The fire on Tuesday on a tour bus that killed 24 Chinese tourists and two Taiwanese — the driver and a tour guide — marked the highest number of fatalities in six years in an incident involving a Chinese tour group in Taiwan.
While the investigation into the causes of the heart-wrenching incident is still under way, concerns have been voiced over the safety of overseas tourists in Taiwan and the operations of Chinese travel agencies that offer cheap group tours.
According to preliminary results of the investigation, two instances of human error have been pinpointed as possible causes of the incident.
The first is that the bus proprietor converted the vehicle’s electical system from 24 volts to 110 volts, which might have caused an overload. The second is that a lock was installed on an emergency exit, purportedly to prevent theft, which might have been the reason those onboard were unable to escape and why outside help could not reach them.
Although Minister of Transportation and Communications Hochen Tan (賀陳旦) pledged to conduct a full-scale inspection of the nation’s 17,000 tour buses to examine their equipment and safety, the public remains gravely concerned about the quality of sightseeing buses.
Such worries are evidenced by netizens’ dredging up of an article penned in 2011 by Wu Pei-li (吳培俐), a family member of one of the 23 people killed in a 1992 fire on a bus carrying kindergarten students.
Wu said in the article that at the time, the Chinese government realized the danger of sealed windows following two bus fires, but its Taiwanese counterpart still allowed owners of large motor vehicles to choose between push-out and sealed windows that came with a window breaker.
Wu on Wednesday told the Chinese-language Apple Daily that while the Ministry of Transportation and Communications revised its regulations and mandated that large motor vehicles manufactured from this year onward be equipped with at least three emergency exit windows, a full-scale retirement of old buses might not be possible for two or three decades.
“In other words, passengers still have to travel by what Chinese netizens sarcastically dub “mobile coffins” for another 20 to 30 years,” Wu said.
However, although these otherwise avoidable mistakes no doubt contributed to Tuesday’s death toll, an underlying cause could be the so-called continuous line service, also known as the “one dragon” service. As part of the service, Chinese travel agencies use cheap travel packages, while everything from transportation, shopping and meals to accommodation is provided by Chinese-funded companies.

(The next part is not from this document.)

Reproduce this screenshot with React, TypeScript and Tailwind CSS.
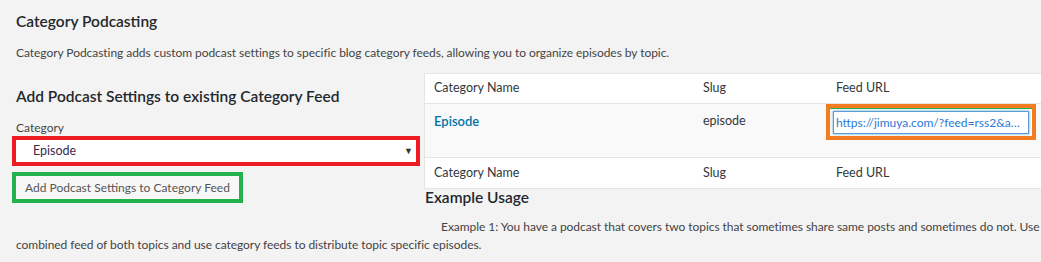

To maximize their profits, these travel agencies strive to save money on transportation, food and the hiring of tour guides, as commissions paid by souvenir stores are their primary revenue source.
According to statistics compiled by the Tourism Bureau, only 12.78 percent of Chinese tour groups’ expenditure in Taiwan last year went on transportation, compared with 27.59 percent spent by Japanese tour groups.
While money does not always guarantee quality, these figures send a worrisome message that Chinese travel agencies care little about the quality of the tour buses they rent, even though that is closely related to the safety of travelers.
The responsibility to ensure the safety of Chinese tourists falls on the governments of both sides of the Taiwan Strait.
It is time for talks about the dwindling number of Chinese tourists to Taiwan — reportedly due to President Tsai Ing-wen’s (蔡英文) refusal to “fall in line” — to take a back seat to concrete efforts to improve tourist safety and reform the profit-centered mindset of the tourism industry.